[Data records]
☆ ☆ ☆ ☆ ☆

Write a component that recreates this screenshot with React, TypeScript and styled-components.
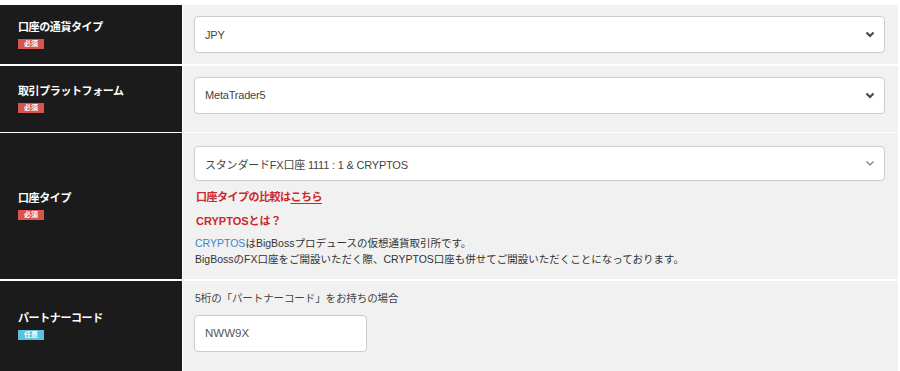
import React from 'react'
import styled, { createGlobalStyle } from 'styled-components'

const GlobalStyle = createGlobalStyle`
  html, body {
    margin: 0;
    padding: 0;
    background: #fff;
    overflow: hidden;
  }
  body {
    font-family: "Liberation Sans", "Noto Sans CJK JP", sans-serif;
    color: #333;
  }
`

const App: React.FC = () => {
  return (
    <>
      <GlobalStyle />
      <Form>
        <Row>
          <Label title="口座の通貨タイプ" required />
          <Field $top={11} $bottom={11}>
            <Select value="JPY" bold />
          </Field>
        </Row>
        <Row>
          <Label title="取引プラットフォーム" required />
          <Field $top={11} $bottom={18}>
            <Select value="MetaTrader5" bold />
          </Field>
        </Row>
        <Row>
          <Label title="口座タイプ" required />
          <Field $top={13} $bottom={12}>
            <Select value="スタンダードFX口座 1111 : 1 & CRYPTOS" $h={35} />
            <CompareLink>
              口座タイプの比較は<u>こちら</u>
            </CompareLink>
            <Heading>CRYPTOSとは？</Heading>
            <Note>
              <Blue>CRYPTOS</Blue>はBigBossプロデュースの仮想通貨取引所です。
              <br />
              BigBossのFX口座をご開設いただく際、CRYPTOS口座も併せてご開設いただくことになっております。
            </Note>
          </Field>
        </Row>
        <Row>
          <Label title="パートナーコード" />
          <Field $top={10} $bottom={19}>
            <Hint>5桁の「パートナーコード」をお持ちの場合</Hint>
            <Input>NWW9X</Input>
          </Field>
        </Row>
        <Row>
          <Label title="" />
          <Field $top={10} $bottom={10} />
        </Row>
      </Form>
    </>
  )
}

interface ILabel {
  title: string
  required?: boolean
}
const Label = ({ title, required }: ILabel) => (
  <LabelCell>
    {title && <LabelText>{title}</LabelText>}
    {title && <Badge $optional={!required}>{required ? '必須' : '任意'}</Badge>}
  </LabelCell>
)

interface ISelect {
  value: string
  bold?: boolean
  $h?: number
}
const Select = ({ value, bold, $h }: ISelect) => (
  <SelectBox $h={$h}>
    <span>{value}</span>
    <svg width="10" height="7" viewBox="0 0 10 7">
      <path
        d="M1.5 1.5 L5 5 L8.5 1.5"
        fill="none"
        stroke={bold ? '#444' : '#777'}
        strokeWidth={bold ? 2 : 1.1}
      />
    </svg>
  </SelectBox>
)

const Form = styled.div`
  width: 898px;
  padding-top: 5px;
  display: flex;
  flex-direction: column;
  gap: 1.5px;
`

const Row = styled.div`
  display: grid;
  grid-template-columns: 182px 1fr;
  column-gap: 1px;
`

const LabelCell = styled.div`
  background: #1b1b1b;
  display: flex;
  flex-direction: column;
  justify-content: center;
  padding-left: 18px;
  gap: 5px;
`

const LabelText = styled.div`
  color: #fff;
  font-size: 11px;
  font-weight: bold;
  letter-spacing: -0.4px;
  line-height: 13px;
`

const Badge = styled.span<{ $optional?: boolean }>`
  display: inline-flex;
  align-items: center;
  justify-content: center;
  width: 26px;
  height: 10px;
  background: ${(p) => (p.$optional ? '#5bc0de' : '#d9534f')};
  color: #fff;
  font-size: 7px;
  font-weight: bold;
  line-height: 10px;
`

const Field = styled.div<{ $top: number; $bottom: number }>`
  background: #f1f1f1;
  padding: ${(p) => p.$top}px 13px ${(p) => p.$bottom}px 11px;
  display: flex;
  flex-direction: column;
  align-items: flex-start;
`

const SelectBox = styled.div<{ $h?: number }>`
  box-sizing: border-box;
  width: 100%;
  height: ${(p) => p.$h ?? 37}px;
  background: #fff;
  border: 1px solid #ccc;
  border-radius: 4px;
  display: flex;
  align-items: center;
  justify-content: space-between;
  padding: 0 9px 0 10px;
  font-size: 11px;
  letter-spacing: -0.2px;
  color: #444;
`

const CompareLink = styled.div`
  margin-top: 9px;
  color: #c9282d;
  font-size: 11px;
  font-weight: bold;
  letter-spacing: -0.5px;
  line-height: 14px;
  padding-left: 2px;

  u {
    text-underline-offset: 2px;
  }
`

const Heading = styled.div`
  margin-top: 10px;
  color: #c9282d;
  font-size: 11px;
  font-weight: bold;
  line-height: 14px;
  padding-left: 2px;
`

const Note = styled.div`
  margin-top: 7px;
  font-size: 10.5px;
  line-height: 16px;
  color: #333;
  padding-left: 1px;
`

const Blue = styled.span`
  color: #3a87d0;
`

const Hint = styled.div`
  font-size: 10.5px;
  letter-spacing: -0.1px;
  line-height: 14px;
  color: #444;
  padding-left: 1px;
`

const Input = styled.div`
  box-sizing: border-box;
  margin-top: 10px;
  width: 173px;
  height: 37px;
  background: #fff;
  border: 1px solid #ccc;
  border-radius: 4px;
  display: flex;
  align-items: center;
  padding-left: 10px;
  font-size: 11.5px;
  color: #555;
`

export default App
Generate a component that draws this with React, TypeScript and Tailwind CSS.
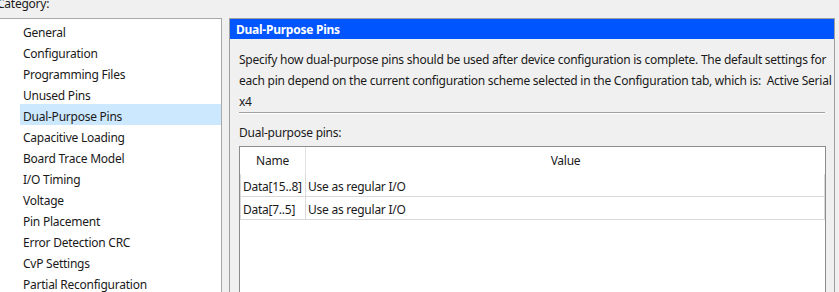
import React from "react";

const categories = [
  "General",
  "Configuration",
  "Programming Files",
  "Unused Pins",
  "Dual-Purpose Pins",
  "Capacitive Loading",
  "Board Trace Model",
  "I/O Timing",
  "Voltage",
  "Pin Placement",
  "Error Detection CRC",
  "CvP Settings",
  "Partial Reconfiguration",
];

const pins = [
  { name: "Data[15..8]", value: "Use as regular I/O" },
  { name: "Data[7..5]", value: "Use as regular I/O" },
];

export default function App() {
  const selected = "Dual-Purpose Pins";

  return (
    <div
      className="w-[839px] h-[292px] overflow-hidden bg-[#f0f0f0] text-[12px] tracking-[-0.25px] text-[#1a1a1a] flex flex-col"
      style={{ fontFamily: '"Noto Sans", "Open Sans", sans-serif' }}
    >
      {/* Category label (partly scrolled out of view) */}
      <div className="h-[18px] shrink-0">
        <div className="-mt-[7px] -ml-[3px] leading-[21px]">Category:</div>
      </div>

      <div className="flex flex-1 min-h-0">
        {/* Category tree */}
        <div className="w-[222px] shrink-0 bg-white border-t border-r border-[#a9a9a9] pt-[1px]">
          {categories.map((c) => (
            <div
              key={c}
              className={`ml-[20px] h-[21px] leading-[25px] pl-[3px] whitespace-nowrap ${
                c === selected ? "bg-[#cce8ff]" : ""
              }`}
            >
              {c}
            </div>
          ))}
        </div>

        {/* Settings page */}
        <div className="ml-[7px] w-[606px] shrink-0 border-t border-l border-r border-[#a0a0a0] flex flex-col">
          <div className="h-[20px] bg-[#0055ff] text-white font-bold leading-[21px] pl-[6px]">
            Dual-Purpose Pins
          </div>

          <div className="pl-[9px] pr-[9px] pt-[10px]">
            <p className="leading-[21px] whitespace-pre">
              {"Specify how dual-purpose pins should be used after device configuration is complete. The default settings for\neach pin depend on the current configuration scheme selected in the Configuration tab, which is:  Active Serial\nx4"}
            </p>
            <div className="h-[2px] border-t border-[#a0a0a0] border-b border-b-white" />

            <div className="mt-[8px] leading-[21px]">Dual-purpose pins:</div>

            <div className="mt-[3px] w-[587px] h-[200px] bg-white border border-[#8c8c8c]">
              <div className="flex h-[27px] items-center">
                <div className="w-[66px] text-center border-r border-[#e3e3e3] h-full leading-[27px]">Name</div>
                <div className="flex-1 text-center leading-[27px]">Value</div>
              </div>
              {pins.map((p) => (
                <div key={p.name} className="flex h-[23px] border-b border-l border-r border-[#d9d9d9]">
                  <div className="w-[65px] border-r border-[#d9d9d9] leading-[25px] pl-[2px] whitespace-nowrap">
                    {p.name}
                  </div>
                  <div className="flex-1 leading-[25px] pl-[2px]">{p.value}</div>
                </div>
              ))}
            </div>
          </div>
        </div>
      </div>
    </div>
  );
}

☆ ☆ ☆ ☆ ☆

> [Brief]: Extract, from the material above, each line holding the word "TypeScript".

> [Response to this exercise]:
Write a component that recreates this screenshot with React, TypeScript and styled-components.
Generate a component that draws this with React, TypeScript and Tailwind CSS.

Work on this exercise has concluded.